Check each line of the listing below for the string "React", and copy the ones that have it.
::: PROVIDED RECORDS :::
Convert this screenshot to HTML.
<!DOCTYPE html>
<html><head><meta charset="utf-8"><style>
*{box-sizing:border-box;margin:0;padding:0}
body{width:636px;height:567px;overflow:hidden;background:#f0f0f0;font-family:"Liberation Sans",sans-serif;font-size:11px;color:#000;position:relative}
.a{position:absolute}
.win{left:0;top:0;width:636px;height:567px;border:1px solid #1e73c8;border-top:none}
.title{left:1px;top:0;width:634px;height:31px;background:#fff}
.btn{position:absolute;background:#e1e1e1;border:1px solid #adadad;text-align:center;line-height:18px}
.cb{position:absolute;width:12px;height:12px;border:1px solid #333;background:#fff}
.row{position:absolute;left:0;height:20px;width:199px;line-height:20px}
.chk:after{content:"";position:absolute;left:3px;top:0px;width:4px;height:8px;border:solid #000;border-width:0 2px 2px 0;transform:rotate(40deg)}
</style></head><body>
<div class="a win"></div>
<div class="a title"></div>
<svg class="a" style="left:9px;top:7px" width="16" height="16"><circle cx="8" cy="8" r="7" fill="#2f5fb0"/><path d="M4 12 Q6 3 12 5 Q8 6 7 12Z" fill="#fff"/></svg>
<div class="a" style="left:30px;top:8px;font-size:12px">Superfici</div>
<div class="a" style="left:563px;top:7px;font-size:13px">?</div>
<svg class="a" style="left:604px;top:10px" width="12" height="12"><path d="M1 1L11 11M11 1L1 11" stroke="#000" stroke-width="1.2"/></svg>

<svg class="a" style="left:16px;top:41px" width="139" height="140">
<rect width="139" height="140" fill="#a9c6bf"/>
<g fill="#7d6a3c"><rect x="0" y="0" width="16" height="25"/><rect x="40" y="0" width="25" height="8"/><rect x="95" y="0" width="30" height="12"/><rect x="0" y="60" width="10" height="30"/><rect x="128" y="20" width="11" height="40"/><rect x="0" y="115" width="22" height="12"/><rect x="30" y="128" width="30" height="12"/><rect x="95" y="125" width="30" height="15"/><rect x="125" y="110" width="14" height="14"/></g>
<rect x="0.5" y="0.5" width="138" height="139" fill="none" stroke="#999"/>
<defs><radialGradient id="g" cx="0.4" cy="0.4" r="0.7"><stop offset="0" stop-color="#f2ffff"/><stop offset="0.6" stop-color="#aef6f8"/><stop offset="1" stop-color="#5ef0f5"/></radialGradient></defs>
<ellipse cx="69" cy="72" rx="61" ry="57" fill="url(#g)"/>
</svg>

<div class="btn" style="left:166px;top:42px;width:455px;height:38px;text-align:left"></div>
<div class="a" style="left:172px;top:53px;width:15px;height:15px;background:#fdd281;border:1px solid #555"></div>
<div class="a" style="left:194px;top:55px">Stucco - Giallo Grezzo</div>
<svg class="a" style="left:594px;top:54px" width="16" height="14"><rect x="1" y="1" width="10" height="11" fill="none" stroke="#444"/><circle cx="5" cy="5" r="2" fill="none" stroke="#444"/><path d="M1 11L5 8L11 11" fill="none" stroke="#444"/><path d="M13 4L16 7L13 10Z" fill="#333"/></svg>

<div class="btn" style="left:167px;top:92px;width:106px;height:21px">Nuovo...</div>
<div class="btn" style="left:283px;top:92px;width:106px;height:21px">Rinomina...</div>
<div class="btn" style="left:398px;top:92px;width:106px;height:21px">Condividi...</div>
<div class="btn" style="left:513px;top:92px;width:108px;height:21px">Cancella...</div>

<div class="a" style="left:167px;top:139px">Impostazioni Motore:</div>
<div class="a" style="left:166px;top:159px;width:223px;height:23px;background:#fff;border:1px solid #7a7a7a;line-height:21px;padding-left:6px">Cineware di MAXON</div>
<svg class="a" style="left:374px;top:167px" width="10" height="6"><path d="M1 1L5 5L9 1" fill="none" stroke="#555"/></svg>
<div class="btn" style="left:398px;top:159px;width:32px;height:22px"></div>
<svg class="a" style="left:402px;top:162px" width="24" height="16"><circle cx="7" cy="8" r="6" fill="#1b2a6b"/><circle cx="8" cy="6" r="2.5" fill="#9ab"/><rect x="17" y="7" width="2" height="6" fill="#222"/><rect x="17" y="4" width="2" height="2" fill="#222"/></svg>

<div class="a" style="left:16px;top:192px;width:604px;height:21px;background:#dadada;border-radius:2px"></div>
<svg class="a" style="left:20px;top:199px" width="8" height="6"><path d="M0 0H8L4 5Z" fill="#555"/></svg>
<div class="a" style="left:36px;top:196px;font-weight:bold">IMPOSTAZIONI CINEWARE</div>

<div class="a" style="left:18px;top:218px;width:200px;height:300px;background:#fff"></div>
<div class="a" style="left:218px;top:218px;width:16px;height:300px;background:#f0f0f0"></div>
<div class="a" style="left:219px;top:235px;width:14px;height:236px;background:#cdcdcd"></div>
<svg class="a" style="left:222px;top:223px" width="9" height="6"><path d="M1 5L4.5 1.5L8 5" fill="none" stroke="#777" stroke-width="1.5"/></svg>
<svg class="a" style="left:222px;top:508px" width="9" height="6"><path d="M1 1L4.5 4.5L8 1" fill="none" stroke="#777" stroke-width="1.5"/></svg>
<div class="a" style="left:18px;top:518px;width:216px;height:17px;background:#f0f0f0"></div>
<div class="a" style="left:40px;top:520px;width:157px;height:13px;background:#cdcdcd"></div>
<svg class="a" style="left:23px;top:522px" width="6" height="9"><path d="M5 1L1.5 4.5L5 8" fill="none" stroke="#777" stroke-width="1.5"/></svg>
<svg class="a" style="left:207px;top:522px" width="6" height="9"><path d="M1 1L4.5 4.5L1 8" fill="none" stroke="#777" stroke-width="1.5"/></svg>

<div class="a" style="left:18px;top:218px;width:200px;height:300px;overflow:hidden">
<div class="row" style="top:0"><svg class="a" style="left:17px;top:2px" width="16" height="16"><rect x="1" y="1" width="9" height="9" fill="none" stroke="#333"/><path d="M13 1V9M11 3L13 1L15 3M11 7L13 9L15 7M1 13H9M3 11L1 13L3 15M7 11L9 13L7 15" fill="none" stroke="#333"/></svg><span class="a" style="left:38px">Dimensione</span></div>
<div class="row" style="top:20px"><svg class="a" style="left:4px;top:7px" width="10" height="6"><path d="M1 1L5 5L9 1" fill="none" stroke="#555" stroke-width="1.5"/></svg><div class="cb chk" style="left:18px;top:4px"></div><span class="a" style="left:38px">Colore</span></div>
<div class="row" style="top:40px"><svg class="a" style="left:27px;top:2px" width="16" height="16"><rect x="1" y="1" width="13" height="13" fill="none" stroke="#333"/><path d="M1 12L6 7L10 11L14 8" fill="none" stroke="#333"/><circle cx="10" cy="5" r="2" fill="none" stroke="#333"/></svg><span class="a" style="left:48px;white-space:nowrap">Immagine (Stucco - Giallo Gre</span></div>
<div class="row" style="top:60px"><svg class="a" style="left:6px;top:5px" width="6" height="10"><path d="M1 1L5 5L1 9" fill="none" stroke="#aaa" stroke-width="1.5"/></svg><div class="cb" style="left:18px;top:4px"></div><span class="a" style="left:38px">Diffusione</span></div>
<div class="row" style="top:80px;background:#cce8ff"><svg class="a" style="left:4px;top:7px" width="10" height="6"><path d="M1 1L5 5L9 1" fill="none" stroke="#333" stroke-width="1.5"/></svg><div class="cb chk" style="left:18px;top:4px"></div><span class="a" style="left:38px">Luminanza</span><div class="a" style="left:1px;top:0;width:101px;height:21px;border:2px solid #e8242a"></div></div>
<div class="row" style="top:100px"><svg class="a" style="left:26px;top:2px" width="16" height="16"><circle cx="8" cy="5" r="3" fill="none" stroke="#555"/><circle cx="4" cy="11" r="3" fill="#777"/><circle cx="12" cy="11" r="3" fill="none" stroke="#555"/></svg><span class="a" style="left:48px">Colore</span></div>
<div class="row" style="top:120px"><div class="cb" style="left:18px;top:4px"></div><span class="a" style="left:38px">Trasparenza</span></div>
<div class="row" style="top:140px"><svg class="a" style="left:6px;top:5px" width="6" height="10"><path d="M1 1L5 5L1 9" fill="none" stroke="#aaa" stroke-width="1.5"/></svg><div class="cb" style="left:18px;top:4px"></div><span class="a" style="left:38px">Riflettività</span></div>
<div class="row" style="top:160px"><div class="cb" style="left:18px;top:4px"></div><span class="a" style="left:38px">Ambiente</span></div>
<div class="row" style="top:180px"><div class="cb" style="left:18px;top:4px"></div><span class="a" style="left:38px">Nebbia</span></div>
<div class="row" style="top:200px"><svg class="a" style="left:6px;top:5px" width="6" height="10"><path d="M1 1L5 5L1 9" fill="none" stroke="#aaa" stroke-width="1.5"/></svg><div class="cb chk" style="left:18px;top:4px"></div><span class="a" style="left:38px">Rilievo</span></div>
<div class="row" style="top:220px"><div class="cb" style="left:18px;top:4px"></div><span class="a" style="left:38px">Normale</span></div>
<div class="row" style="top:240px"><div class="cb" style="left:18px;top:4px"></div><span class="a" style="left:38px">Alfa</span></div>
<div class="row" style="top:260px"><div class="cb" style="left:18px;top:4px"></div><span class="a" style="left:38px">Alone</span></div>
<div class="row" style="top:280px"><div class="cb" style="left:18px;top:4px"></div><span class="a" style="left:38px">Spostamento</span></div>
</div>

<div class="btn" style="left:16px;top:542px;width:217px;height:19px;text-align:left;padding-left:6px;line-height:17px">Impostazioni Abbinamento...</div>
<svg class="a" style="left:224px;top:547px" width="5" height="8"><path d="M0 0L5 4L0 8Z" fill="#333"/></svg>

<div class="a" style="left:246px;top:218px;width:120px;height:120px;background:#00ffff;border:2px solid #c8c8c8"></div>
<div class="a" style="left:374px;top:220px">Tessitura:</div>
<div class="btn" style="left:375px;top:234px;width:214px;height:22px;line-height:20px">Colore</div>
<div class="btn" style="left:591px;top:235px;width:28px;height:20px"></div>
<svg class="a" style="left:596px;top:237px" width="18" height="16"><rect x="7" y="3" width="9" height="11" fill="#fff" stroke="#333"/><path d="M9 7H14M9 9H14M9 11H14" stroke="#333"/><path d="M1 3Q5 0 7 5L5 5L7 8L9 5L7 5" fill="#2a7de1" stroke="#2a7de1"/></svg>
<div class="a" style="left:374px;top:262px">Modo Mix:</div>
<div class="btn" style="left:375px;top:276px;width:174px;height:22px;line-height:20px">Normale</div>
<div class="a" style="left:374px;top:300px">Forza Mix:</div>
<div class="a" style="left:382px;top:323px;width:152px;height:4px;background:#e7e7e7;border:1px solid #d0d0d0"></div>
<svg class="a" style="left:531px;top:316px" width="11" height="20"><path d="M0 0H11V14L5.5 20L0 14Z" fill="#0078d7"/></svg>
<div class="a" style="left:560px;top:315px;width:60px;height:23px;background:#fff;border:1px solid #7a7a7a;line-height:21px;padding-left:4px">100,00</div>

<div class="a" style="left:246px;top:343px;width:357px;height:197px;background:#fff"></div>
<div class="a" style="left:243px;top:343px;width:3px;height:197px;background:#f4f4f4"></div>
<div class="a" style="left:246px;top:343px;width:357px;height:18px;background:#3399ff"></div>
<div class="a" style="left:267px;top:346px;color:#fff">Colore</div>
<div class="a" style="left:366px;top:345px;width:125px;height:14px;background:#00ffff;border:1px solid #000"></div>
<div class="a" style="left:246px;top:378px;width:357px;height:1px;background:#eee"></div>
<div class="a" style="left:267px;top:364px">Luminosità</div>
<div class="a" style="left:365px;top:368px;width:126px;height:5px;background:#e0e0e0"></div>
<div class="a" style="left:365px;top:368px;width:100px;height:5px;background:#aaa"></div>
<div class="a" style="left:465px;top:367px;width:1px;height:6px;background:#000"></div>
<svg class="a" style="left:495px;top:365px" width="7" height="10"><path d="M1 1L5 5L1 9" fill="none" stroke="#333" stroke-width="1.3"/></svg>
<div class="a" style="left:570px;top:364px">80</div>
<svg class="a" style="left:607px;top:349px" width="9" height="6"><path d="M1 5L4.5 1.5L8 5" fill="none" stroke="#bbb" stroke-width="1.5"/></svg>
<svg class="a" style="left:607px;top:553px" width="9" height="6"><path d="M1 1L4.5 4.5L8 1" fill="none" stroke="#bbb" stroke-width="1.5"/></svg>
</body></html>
:::
::: PROVIDED RECORDS :::
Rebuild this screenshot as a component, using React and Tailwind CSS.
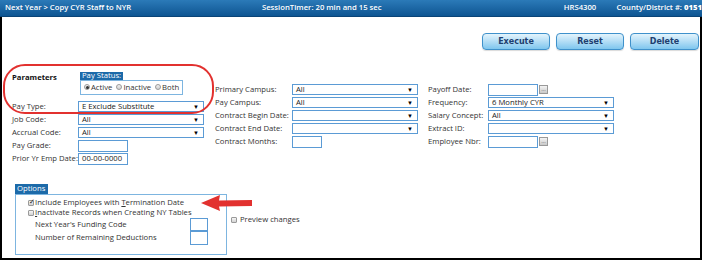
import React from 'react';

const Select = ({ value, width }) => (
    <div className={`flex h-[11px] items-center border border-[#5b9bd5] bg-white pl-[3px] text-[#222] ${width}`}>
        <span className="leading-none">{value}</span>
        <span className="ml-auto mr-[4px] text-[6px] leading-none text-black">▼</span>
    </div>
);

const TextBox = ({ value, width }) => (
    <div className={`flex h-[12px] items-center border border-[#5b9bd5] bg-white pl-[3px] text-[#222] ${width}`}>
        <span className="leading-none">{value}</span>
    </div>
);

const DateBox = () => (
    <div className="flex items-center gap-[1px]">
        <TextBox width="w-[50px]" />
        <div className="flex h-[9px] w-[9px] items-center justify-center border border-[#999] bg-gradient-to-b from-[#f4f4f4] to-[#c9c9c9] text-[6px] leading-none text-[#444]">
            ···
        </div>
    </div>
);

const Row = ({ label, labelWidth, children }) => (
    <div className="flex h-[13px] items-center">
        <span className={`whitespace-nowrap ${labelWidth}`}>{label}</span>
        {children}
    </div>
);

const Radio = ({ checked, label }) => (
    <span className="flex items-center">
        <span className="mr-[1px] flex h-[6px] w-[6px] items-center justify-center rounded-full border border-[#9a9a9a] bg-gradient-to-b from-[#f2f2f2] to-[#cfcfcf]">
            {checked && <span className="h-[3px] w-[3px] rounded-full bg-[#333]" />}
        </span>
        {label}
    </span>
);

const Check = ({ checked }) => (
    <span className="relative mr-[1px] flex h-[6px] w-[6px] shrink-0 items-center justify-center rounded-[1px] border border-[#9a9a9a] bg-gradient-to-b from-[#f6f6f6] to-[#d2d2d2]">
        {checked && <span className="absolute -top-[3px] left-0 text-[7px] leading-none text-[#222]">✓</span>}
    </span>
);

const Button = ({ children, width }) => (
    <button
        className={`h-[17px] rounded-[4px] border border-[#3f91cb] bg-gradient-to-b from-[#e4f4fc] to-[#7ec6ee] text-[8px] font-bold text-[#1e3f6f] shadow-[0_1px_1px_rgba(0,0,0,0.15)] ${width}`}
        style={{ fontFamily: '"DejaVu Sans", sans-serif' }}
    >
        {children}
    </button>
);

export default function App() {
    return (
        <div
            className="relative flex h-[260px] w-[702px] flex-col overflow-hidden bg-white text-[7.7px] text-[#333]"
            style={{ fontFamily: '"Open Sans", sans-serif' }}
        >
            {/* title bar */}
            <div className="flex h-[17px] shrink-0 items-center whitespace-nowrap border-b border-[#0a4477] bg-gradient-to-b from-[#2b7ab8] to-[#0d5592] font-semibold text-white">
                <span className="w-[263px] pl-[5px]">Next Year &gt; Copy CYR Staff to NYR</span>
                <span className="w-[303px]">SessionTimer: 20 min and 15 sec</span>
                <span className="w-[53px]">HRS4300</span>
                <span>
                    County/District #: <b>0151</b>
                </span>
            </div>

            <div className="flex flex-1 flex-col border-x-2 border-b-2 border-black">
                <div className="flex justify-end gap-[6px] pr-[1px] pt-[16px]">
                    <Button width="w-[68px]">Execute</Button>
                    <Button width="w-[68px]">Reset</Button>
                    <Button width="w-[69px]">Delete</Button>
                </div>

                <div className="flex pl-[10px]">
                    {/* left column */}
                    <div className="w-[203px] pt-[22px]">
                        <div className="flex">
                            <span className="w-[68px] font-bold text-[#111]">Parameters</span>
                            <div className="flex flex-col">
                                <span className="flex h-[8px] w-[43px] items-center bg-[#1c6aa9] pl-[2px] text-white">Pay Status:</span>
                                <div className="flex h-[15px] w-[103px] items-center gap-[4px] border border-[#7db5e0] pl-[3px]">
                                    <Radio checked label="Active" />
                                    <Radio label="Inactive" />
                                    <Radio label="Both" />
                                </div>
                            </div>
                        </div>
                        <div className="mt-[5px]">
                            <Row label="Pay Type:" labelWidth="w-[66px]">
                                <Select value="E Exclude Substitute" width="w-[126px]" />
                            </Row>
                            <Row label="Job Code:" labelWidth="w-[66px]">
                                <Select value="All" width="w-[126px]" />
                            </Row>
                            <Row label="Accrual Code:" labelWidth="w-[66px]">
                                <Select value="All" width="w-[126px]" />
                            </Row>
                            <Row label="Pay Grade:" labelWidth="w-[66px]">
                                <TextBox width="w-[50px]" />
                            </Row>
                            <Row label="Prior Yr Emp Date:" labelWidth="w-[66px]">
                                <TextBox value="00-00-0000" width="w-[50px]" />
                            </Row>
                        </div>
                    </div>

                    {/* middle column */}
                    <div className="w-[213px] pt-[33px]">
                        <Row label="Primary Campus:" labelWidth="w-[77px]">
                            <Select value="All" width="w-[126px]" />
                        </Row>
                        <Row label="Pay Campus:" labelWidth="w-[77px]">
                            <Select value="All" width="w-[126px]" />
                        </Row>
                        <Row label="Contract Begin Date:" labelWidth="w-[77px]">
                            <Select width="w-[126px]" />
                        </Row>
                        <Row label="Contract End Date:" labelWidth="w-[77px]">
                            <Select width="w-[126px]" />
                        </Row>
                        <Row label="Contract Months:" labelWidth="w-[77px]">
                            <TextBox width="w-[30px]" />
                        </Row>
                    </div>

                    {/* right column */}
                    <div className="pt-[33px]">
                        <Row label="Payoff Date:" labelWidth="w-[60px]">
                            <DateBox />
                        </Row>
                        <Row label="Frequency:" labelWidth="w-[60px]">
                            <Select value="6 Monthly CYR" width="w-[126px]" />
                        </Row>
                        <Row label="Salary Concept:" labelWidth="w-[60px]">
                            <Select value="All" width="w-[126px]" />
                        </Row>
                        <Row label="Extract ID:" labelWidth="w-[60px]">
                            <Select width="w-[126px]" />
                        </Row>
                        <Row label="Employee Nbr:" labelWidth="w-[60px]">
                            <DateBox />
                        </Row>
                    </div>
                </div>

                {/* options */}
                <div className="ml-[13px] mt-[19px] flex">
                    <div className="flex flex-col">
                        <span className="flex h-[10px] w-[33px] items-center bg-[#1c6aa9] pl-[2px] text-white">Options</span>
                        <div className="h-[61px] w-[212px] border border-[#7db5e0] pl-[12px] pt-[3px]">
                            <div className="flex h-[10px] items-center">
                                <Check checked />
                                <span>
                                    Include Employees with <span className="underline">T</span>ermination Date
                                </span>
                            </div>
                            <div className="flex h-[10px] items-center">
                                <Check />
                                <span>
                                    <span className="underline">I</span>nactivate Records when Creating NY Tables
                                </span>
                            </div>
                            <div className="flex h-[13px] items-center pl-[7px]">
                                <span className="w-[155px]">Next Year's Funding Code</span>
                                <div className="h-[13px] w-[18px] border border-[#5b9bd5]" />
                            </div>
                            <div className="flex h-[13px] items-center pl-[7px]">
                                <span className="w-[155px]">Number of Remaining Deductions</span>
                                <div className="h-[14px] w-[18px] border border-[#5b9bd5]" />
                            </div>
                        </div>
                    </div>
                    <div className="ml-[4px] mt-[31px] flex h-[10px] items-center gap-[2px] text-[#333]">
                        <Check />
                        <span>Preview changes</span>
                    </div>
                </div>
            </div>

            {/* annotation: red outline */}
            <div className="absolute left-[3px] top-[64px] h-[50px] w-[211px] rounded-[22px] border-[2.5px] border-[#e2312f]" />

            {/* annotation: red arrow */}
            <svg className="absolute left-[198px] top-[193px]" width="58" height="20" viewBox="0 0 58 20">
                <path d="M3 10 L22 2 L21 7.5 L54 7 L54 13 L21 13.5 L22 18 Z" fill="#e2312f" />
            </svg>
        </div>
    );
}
:::
ANSWER FOR THE TASK =
Rebuild this screenshot as a component, using React and Tailwind CSS.
import React from 'react';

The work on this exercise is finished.